Key characteristics of the cloud-native ecosystem include:
- Microservices Architecture: Cloud-native applications are typically built using a microservices architecture. This architectural style involves breaking down an application into small, loosely coupled services that can be developed, deployed, and scaled independently. Each microservice focuses on a specific business capability and communicates with other services through lightweight protocols such as HTTP or messaging systems.
- Containerization: Containers are a fundamental building block of the cloud-native ecosystem. They provide a lightweight and portable runtime environment that encapsulates an application and its dependencies. Containers allow for consistent deployment across different environments, enabling applications to run reliably and consistently regardless of the underlying infrastructure.
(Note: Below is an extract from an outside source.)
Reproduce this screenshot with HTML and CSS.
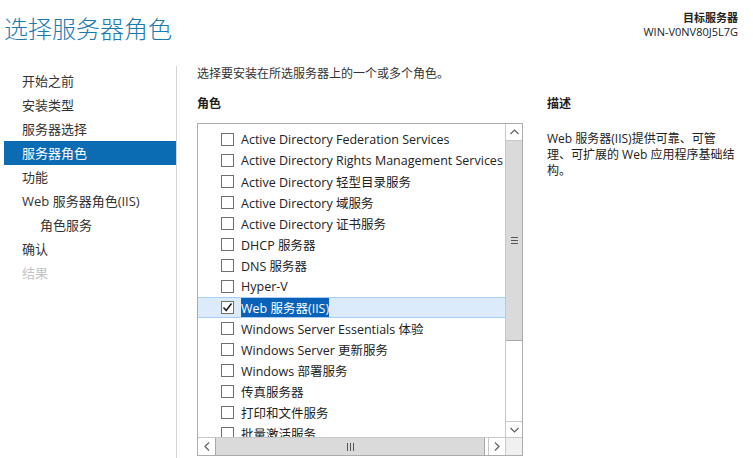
FILE: index.html
```html
<!DOCTYPE html>
<html lang="zh-CN">
<head>
    <meta charset="UTF-8">
    <title>选择服务器角色</title>
    <link rel="stylesheet" href="styles.css">
</head>
<body>
    <!-- 标题栏 -->
    <div class="header">
        <h1 class="page-title">选择服务器角色</h1>
        <div class="target">
            <div class="target-label">目标服务器</div>
            <div class="target-name">WIN-V0NV80J5L7G</div>
        </div>
    </div>

    <div class="main">
        <!-- 左侧步骤 -->
        <ul class="steps">
            <li class="step">开始之前</li>
            <li class="step">安装类型</li>
            <li class="step">服务器选择</li>
            <li class="step active">服务器角色</li>
            <li class="step">功能</li>
            <li class="step">Web 服务器角色(IIS)</li>
            <li class="step sub">角色服务</li>
            <li class="step">确认</li>
            <li class="step disabled">结果</li>
        </ul>

        <!-- 内容 -->
        <div class="content">
            <p class="intro">选择要安装在所选服务器上的一个或多个角色。</p>
            <div class="columns">
                <div class="roles">
                    <div class="section-title">角色</div>
                    <div class="listbox">
                        <ul class="role-list">
                            <li class="role"><span class="check"></span>Active Directory Federation Services</li>
                            <li class="role"><span class="check"></span>Active Directory Rights Management Services</li>
                            <li class="role"><span class="check"></span>Active Directory 轻型目录服务</li>
                            <li class="role"><span class="check"></span>Active Directory 域服务</li>
                            <li class="role"><span class="check"></span>Active Directory 证书服务</li>
                            <li class="role"><span class="check"></span>DHCP 服务器</li>
                            <li class="role"><span class="check"></span>DNS 服务器</li>
                            <li class="role"><span class="check"></span>Hyper-V</li>
                            <li class="role selected">
                                <span class="check">
                                    <svg width="11" height="11" viewBox="0 0 11 11"><path d="M1.5 5.5 L4.2 8.5 L9.5 1.5" fill="none" stroke="#222" stroke-width="1.6"/></svg>
                                </span><span class="hl">Web 服务器(IIS)</span>
                            </li>
                            <li class="role"><span class="check"></span>Windows Server Essentials 体验</li>
                            <li class="role"><span class="check"></span>Windows Server 更新服务</li>
                            <li class="role"><span class="check"></span>Windows 部署服务</li>
                            <li class="role"><span class="check"></span>传真服务器</li>
                            <li class="role"><span class="check"></span>打印和文件服务</li>
                            <li class="role"><span class="check"></span>批量激活服务</li>
                        </ul>

                        <!-- 垂直滚动条 -->
                        <div class="vscroll">
                            <div class="sb-btn">
                                <svg width="9" height="6" viewBox="0 0 9 6"><path d="M0.5 5 L4.5 1 L8.5 5" fill="none" stroke="#606060" stroke-width="1.2"/></svg>
                            </div>
                            <div class="vthumb"><span class="grip-v"></span></div>
                            <div class="vtrack"></div>
                            <div class="sb-btn">
                                <svg width="9" height="6" viewBox="0 0 9 6"><path d="M0.5 1 L4.5 5 L8.5 1" fill="none" stroke="#606060" stroke-width="1.2"/></svg>
                            </div>
                        </div>

                        <!-- 水平滚动条 -->
                        <div class="hscroll">
                            <div class="sb-btn h">
                                <svg width="6" height="9" viewBox="0 0 6 9"><path d="M5 0.5 L1 4.5 L5 8.5" fill="none" stroke="#606060" stroke-width="1.2"/></svg>
                            </div>
                            <div class="hthumb"><span class="grip-h"></span></div>
                            <div class="sb-btn h">
                                <svg width="6" height="9" viewBox="0 0 6 9"><path d="M1 0.5 L5 4.5 L1 8.5" fill="none" stroke="#606060" stroke-width="1.2"/></svg>
                            </div>
                        </div>
                        <div class="corner"></div>
                    </div>
                </div>

                <div class="desc">
                    <div class="section-title">描述</div>
                    <p class="desc-text">Web 服务器(IIS)提供可靠、可管<br>理、可扩展的 Web 应用程序基础结构。</p>
                </div>
            </div>
        </div>
    </div>
</body>
</html>
```

FILE: styles.css
```css
/* 全局 */
* {
    margin: 0;
    padding: 0;
    box-sizing: border-box;
}

body {
    width: 753px;
    height: 458px;
    overflow: hidden;
    background: #fff;
    color: #1e1e1e;
    font-family: "Open Sans", "Noto Sans CJK SC", sans-serif;
    font-size: 12px;
}

ul {
    list-style: none;
}

/* 标题栏 */
.header {
    height: 66px;
    display: flex;
    justify-content: space-between;
    align-items: flex-start;
}

.page-title {
    font-family: "Noto Sans CJK SC", sans-serif;
    font-weight: 300;
    font-size: 24px;
    line-height: 30px;
    color: #1a7bb0;
    padding: 13px 0 0 4px;
}

.target {
    text-align: right;
    padding: 11px 15px 0 0;
    font-size: 11px;
    color: #222;
}

.target-label {
    font-weight: bold;
    line-height: 14px;
}

.target-name {
    line-height: 13px;
}

/* 主体 */
.main {
    display: flex;
    height: 392px;
}

/* 左侧步骤 */
.steps {
    width: 177px;
    padding: 3px 0 0 4px;
    border-right: 1px solid #d4d4d4;
    font-size: 13px;
}

.step {
    height: 24px;
    line-height: 24px;
    padding-left: 18px;
    color: #333;
}

.step.sub {
    padding-left: 36px;
}

.step.active {
    background: #0b6cb3;
    color: #fff;
}

.step.disabled {
    color: #c4c4c4;
}

/* 内容 */
.content {
    flex: 1;
    padding-left: 20px;
}

.intro {
    line-height: 16px;
    color: #333;
}

.columns {
    display: flex;
    gap: 24px;
    margin-top: 14px;
}

.section-title {
    font-weight: bold;
    line-height: 16px;
}

/* 列表框 */
.listbox {
    margin-top: 11px;
    width: 326px;
    height: 333px;
    border: 1px solid #acacac;
    display: grid;
    grid-template-columns: 1fr 17px;
    grid-template-rows: 1fr 18px;
    overflow: hidden;
}

.role-list {
    padding-top: 5px;
    overflow: hidden;
    font-size: 12.5px;
}

.role {
    height: 21px;
    display: flex;
    align-items: center;
    padding-left: 23px;
    white-space: nowrap;
    color: #222;
}

.check {
    width: 13px;
    height: 13px;
    border: 1px solid #707070;
    background: #fff;
    margin-right: 7px;
    display: flex;
    align-items: center;
    justify-content: center;
    flex-shrink: 0;
}

.role.selected {
    background: #dcebfc;
    border-top: 1px solid #a8cdf2;
    border-bottom: 1px solid #a8cdf2;
}

.hl {
    background: #0a62b8;
    color: #fff;
}

/* 滚动条 */
.vscroll {
    display: flex;
    flex-direction: column;
    border-left: 1px solid #c8c8c8;
    background: #fff;
}

.sb-btn {
    height: 17px;
    display: flex;
    align-items: center;
    justify-content: center;
    background: #fff;
    border-bottom: 1px solid #c8c8c8;
}

.vscroll .sb-btn:last-child {
    border-top: 1px solid #c8c8c8;
    border-bottom: none;
    height: 16px;
}

.vthumb {
    height: 200px;
    background: #dadada;
    border-bottom: 1px solid #a8a8a8;
    display: flex;
    align-items: center;
    justify-content: center;
}

.grip-v {
    width: 7px;
    height: 7px;
    border-top: 1px solid #555;
    border-bottom: 1px solid #555;
    background: linear-gradient(#555, #555) center / 7px 1px no-repeat;
}

.vtrack {
    flex: 1;
}

.hscroll {
    display: flex;
    border-top: 1px solid #c8c8c8;
}

.sb-btn.h {
    width: 17px;
    height: auto;
    border-bottom: none;
}

.sb-btn.h:last-child {
    border-left: 1px solid #c8c8c8;
}

.hthumb {
    flex: 1;
    margin-right: 3px;
    background: #dadada;
    border-left: 1px solid #a8a8a8;
    border-right: 1px solid #a8a8a8;
    display: flex;
    align-items: center;
    justify-content: center;
}

.grip-h {
    width: 7px;
    height: 8px;
    border-left: 1px solid #555;
    border-right: 1px solid #555;
    background: linear-gradient(#555, #555) center / 1px 8px no-repeat;
}

.corner {
    background: #f0f0f0;
    border-top: 1px solid #c8c8c8;
    border-left: 1px solid #c8c8c8;
}

/* 描述 */
.desc {
    width: 200px;
}

.desc-text {
    margin-top: 19px;
    line-height: 16px;
    color: #222;
}
```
- Orchestration and Management: Cloud-native applications often leverage container orchestration platforms such as Kubernetes. These platforms automate the deployment, scaling, and management of containers across a cluster of machines. They provide capabilities for service discovery, load balancing, health monitoring, and self-healing, ensuring that applications are resilient, scalable, and highly available.
- DevOps Practices: The cloud-native ecosystem encourages the adoption of DevOps practices, which emphasize collaboration, automation, and continuous delivery. DevOps enables development and operations teams to work closely together, streamlining the software development lifecycle and facilitating rapid and frequent deployment of new features and updates.
- Infrastructure as Code: The cloud-native ecosystem embraces the concept of infrastructure as code (IaC). IaC involves defining infrastructure resources, such as virtual machines, networks, and storage, using declarative configuration files. Infrastructure can be provisioned, managed, and scaled programmatically, leading to increased efficiency, consistency, and reproducibility.
- Observability and Monitoring: Cloud-native applications are designed with observability in mind. They incorporate logging, metrics, and distributed tracing to gain insights into the behavior and performance of the application. Monitoring and observability tools help detect and troubleshoot issues, optimize performance, and ensure the reliability of cloud-native applications.
- Cloud Services and Platforms: The cloud-native ecosystem takes advantage of cloud services and platforms provided by public cloud providers such as Amazon Web Services (AWS), Microsoft Azure, and Google Cloud Platform (GCP). These services offer managed databases, storage, messaging queues, machine learning capabilities, and more, allowing developers to leverage pre-built functionality and focus on application logic rather than infrastructure management.